(Objective): Which lines include the word "React"? Copy each of them.

(Material provided):
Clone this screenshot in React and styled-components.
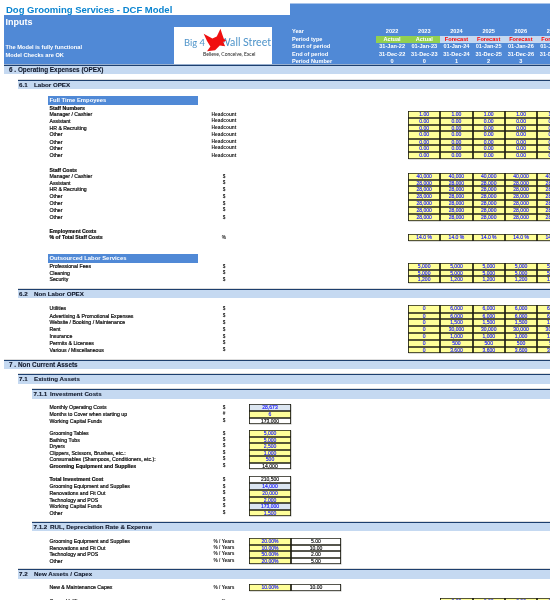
import React from 'react';
import styled, { createGlobalStyle } from 'styled-components';

const GlobalStyle = createGlobalStyle`
    html, body {
        margin: 0;
        background: #ffffff;
        overflow: hidden;
    }
    body {
        font-family: "Liberation Sans", Arial, sans-serif;
    }
`;

const Sheet = styled.div`
    width: 550px;
    height: 600px;
    overflow: hidden;
    filter: blur(0.35px);
`;

const TopRow = styled.div`
    display: flex;
    height: 15px;
`;

const Title = styled.h1`
    width: 290px;
    margin: 0;
    padding: 4px 0 0 6px;
    box-sizing: border-box;
    font-size: 9.5px;
    line-height: 11px;
    font-weight: bold;
    color: #0a84d0;
    white-space: nowrap;
`;

const TopBlue = styled.div`
    flex: 1;
    margin-top: 3px;
    background: #5089d6;
    border-top: 1px solid #a9c4ea;
`;

const Band = styled.div`
    display: grid;
    grid-template-columns: 170px 98px 20px 1fr;
    height: 50px;
    margin-left: 4px;
    background: #5089d6;
    color: #ffffff;
`;

const BandLeft = styled.div`
    display: flex;
    flex-direction: column;
    padding-left: 1.5px;
`;

const BandTitle = styled.div`
    margin-top: 2px;
    font-size: 9px;
    line-height: 11px;
    font-weight: bold;
`;

const StatusBlock = styled.div`
    margin-top: 15px;
    font-size: 5.7px;
    line-height: 8px;
    font-weight: bold;
`;

const Logo = styled.div`
    grid-column: 2;
    display: flex;
    flex-direction: column;
    align-items: flex-start;
    box-sizing: border-box;
    height: 37px;
    margin-top: 12px;
    padding: 10px 1px 0 10px;
    background: #ffffff;
    position: relative;
`;

const LogoLine = styled.div`
    display: flex;
    justify-content: space-between;
    align-items: center;
    width: 87px;
    font-family: Lato, sans-serif;
    font-size: 9.4px;
    line-height: 11px;
    color: #4d93c9;
    white-space: nowrap;
`;

const LogoWall = styled.span`
    font-size: 10.6px;
`;

const LogoTag = styled.div`
    margin: 3px 0 0 19px;
    font-family: Lato, sans-serif;
    font-size: 5px;
    line-height: 7px;
    color: #222222;
    white-space: nowrap;
`;

const Eagle = styled.svg`
    position: absolute;
    left: 29px;
    top: 1px;
    width: 23.5px;
    height: 23.5px;
`;

const Timeline = styled.div`
    grid-column: 4;
    display: flex;
    flex-direction: column;
    justify-content: flex-end;
    margin-bottom: -1px;
`;

const TimeRow = styled.div`
    display: grid;
    grid-template-columns: 84px repeat(6, 32.2px);
    height: 7.6px;
    font-size: 5.6px;
    line-height: 7.6px;
    font-weight: bold;
    white-space: nowrap;
`;

const TimeCell = styled.span`
    text-align: center;
    color: ${(props) => (props.$type === 'Forecast' ? '#ff0000' : '#ffffff')};
    background: ${(props) => {
        if (props.$type === 'Forecast') return '#c5d9f1';
        if (props.$type === 'Actual') return '#92d050';
        return 'transparent';
    }};
`;

const Bar = styled.div`
    box-sizing: border-box;
    display: flex;
    height: ${(props) => props.$h}px;
    margin-left: ${(props) => [4, 18, 32][props.$level]}px;
    padding-left: ${(props) => [5, 1, 1.5][props.$level]}px;
    background: #c5d9f1;
    border-top: 1.6px solid #1d3f6e;
    box-shadow: 0 -0.6px 0 #c9c9c9;
    font-size: ${(props) => (props.$level === 0 ? 6.4 : 6.2)}px;
    line-height: 7px;
    font-weight: bold;
    color: #10182b;
    -webkit-text-stroke: 0.1px #10182b;
    white-space: nowrap;
`;

const BarNumber = styled.span`
    width: ${(props) => (props.$level === 2 ? 16.5 : 15)}px;
`;

const SubHead = styled.div`
    box-sizing: border-box;
    width: 150px;
    height: 8.5px;
    margin-left: 48px;
    padding-left: 1.5px;
    background: #5089d6;
    color: #ffffff;
    font-size: 5.9px;
    line-height: 8.5px;
    font-weight: bold;
`;

const Gap = styled.div`
    height: ${(props) => props.$h}px;
`;

const Row = styled.div`
    display: grid;
    grid-template-columns: 49.5px 155.5px 38px 6px 42px 50px 67px repeat(5, 32.3px);
    height: ${(props) => props.$h}px;
    font-size: 5.2px;
    line-height: ${(props) => props.$h}px;
    white-space: nowrap;
`;

const Label = styled.span`
    grid-column: 2;
    color: #0c0c0c;
    font-weight: ${(props) => (props.$bold ? 'bold' : 'normal')};
    -webkit-text-stroke: 0.2px #0c0c0c;
`;

const Unit = styled.span`
    grid-column: 3;
    text-align: center;
    font-size: 4.8px;
    font-weight: bold;
    color: #111111;
`;

const cellColors = {
    input: '#ffff99',
    link: '#dce6f1',
    calc: '#ffffff',
};

const Cell = styled.span`
    grid-column: ${(props) => props.$col};
    box-sizing: border-box;
    text-align: center;
    font-size: 5.05px;
    background: ${(props) => cellColors[props.$kind]};
    color: ${(props) => (props.$kind === 'calc' ? '#111111' : '#2323ff')};
    -webkit-text-stroke: 0.15px ${(props) => (props.$kind === 'calc' ? '#111111' : '#2323ff')};
    box-shadow: inset 0 0 0 0.85px #1f1f14, 0.5px 0.5px 0 #b5b5b5;
`;

const FIRST_YEAR_COL = 8;

const yearly = (value) => Array(5).fill(value);

const rows = [
    { bar: 0, text: '6 . Operating Expenses (OPEX)', h: 9 },
    { gap: 6 },
    { bar: 1, num: '6.1', text: 'Labor OPEX', h: 9 },
    { gap: 7 },
    { sub: 'Full Time Empoyees' },
    { label: 'Staff Numbers', bold: true, h: 6.5 },
    { label: 'Manager / Cashier', unit: 'Headcount', h: 7, years: yearly('1.00') },
    { label: 'Assistant', unit: 'Headcount', h: 6.5, years: yearly('0.00') },
    { label: 'HR & Recruiting', unit: 'Headcount', h: 6.5, years: yearly('0.00') },
    { label: 'Other', unit: 'Headcount', h: 7.5, years: yearly('0.00') },
    { label: 'Other', unit: 'Headcount', h: 6.5, years: yearly('0.00') },
    { label: 'Other', unit: 'Headcount', h: 6.5, years: yearly('0.00') },
    { label: 'Other', unit: 'Headcount', h: 7.5, years: yearly('0.00') },
    { gap: 7.5 },
    { label: 'Staff Costs', bold: true, h: 6.5 },
    { label: 'Manager / Cashier', unit: '$', h: 7, years: yearly('40,000') },
    { label: 'Assistant', unit: '$', h: 6, years: yearly('28,000') },
    { label: 'HR & Recruiting', unit: '$', h: 7, years: yearly('28,000') },
    { label: 'Other', unit: '$', h: 7, years: yearly('28,000') },
    { label: 'Other', unit: '$', h: 7, years: yearly('28,000') },
    { label: 'Other', unit: '$', h: 6.5, years: yearly('28,000') },
    { label: 'Other', unit: '$', h: 7, years: yearly('28,000') },
    { gap: 7.5 },
    { label: 'Employment Costs', bold: true, h: 6 },
    { label: '% of Total Staff Costs', bold: true, unit: '%', h: 7, years: yearly('14.0 %') },
    { gap: 13 },
    { sub: 'Outsourced Labor Services' },
    { label: 'Professional Fees', unit: '$', h: 7, years: yearly('5,000') },
    { label: 'Cleaning', unit: '$', h: 6.5, years: yearly('5,000') },
    { label: 'Security', unit: '$', h: 7, years: yearly('1,200') },
    { gap: 6 },
    { bar: 1, num: '6.2', text: 'Non Labor OPEX', h: 9 },
    { gap: 7 },
    { label: 'Utilities', unit: '$', h: 7.5, years: ['0', ...yearly('6,000').slice(1)] },
    { label: 'Advertising & Promotional Expenses', unit: '$', h: 6.5, years: ['0', ...yearly('6,000').slice(1)] },
    { label: 'Website / Booking / Maintenance', unit: '$', h: 7, years: ['0', ...yearly('1,500').slice(1)] },
    { label: 'Rent', unit: '$', h: 7, years: ['0', ...yearly('30,000').slice(1)] },
    { label: 'Insurance', unit: '$', h: 7, years: ['0', ...yearly('1,000').slice(1)] },
    { label: 'Permits & Licenses', unit: '$', h: 6.5, years: ['0', ...yearly('500').slice(1)] },
    { label: 'Various / Miscellaneous', unit: '$', h: 6.5, years: ['0', ...yearly('3,600').slice(1)] },
    { gap: 6.5 },
    { bar: 0, text: '7 . Non Current Assets', h: 9.5 },
    { gap: 5 },
    { bar: 1, num: '7.1', text: 'Existing Assets', h: 9.5 },
    { gap: 5.5 },
    { bar: 2, num: '7.1.1', text: 'Investment Costs', h: 9.5 },
    { gap: 5.5 },
    { label: 'Monthly Operating Costs', unit: '$', h: 7, first: ['28,673', 'link'] },
    { label: 'Months to Cover when starting up', unit: '#', h: 6.5, first: ['6', 'input'] },
    { label: 'Working Capital Funds', unit: '$', h: 6.5, first: ['173,000', 'calc'] },
    { gap: 6 },
    { label: 'Grooming Tables', unit: '$', h: 7, first: ['5,000', 'input'] },
    { label: 'Bathing Tubs', unit: '$', h: 6, first: ['5,000', 'input'] },
    { label: 'Dryers', unit: '$', h: 6.5, first: ['2,500', 'input'] },
    { label: 'Clippers, Scissors, Brushes, etc.:', unit: '$', h: 6.5, first: ['1,000', 'input'] },
    { label: 'Consumables (Shampoos, Conditioners, etc.):', unit: '$', h: 6.5, first: ['500', 'input'] },
    { label: 'Grooming Equipment and Supplies', bold: true, unit: '$', h: 6.5, first: ['14,000', 'calc'] },
    { gap: 6.5 },
    { label: 'Total Investment Cost', bold: true, unit: '$', h: 7, first: ['210,500', 'calc'] },
    { label: 'Grooming Equipment and Supplies', unit: '$', h: 7.5, first: ['14,000', 'link'] },
    { label: 'Renovations and Fit Out', unit: '$', h: 6.5, first: ['20,000', 'input'] },
    { label: 'Technology and POS', unit: '$', h: 6.5, first: ['2,000', 'input'] },
    { label: 'Working Capital Funds', unit: '$', h: 6.5, first: ['173,000', 'link'] },
    { label: 'Other', unit: '$', h: 6.5, first: ['1,500', 'input'] },
    { gap: 6 },
    { bar: 2, num: '7.1.2', text: 'RUL, Depreciation Rate & Expense', h: 9 },
    { gap: 6.5 },
    { label: 'Grooming Equipment and Supplies', unit: '% / Years', h: 7, first: ['20.00%', 'input'], second: '5.00' },
    { label: 'Renovations and Fit Out', unit: '% / Years', h: 6.5, first: ['10.00%', 'input'], second: '10.00' },
    { label: 'Technology and POS', unit: '% / Years', h: 6.5, first: ['50.00%', 'input'], second: '2.00' },
    { label: 'Other', unit: '% / Years', h: 6.5, first: ['20.00%', 'input'], second: '5.00' },
    { gap: 5 },
    { bar: 1, num: '7.2', text: 'New Assets / Capex', h: 10 },
    { gap: 5 },
    { label: 'New & Maintenance Capex', unit: '% / Years', h: 7, first: ['10.00%', 'input'], second: '10.00' },
    { gap: 6.5 },
    { label: 'Capex Uplift', unit: '%', h: 7, years: [null, ...yearly('0.00').slice(1)] },
];

const periods = [
    { label: 'Year', cells: ['2022', '2023', '2024', '2025', '2026', '2027'] },
    { label: 'Period type', cells: ['Actual', 'Actual', 'Forecast', 'Forecast', 'Forecast', 'Forecast'], typed: true },
    { label: 'Start of period', cells: ['31-Jan-22', '01-Jan-23', '01-Jan-24', '01-Jan-25', '01-Jan-26', '01-Jan-27'] },
    { label: 'End of period', cells: ['31-Dec-22', '31-Dec-23', '31-Dec-24', '31-Dec-25', '31-Dec-26', '31-Dec-27'] },
    { label: 'Period Number', cells: ['0', '0', '1', '2', '3', '4'] },
];

const SheetRow = ({ row }) => {
    if (row.gap) return <Gap $h={row.gap} />;
    if (row.sub) return <SubHead>{row.sub}</SubHead>;
    if (row.bar !== undefined) {
        return (
            <Bar $level={row.bar} $h={row.h}>
                {row.num && <BarNumber $level={row.bar}>{row.num}</BarNumber>}
                {row.text}
            </Bar>
        );
    }
    return (
        <Row $h={row.h}>
            <Label $bold={row.bold}>{row.label}</Label>
            {row.unit && <Unit>{row.unit}</Unit>}
            {row.first && <Cell $col={5} $kind={row.first[1]}>{row.first[0]}</Cell>}
            {row.second && <Cell $col={6} $kind="calc">{row.second}</Cell>}
            {row.years && row.years.map((value, index) => value && (
                <Cell key={index} $col={FIRST_YEAR_COL + index} $kind="input">{value}</Cell>
            ))}
        </Row>
    );
};

const App = () => (
    <>
        <GlobalStyle />
        <Sheet>
            <TopRow>
                <Title>Dog Grooming Services - DCF Model</Title>
                <TopBlue />
            </TopRow>
            <Band>
                <BandLeft>
                    <BandTitle>Inputs</BandTitle>
                    <StatusBlock>
                        <div>The Model is fully functional</div>
                        <div>Model Checks are OK</div>
                    </StatusBlock>
                </BandLeft>
                <Logo>
                    <LogoLine>
                        <span>Big 4</span>
                        <LogoWall>Wall Street</LogoWall>
                    </LogoLine>
                    <LogoTag>Believe, Conceive, Excel</LogoTag>
                    <Eagle viewBox="98 18 70 70">
                        <path
                            fill="#f01010"
                            d="M100 35 L126 49 L139 43 L150 20 L155 36 L160 50 L167 56 L158 60 L164 72 L148 70 L134 84 L110 87 L120 73 L110 57 Z"
                        />
                    </Eagle>
                </Logo>
                <Timeline>
                    {periods.map((period) => (
                        <TimeRow key={period.label}>
                            <span>{period.label}</span>
                            {period.cells.map((cell, index) => (
                                <TimeCell key={index} $type={period.typed ? cell : undefined}>{cell}</TimeCell>
                            ))}
                        </TimeRow>
                    ))}
                </Timeline>
            </Band>
            {rows.map((row, index) => (
                <SheetRow key={index} row={row} />
            ))}
        </Sheet>
    </>
);

export default App;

(Answer to the exercise):
Clone this screenshot in React and styled-components.
import React from 'react';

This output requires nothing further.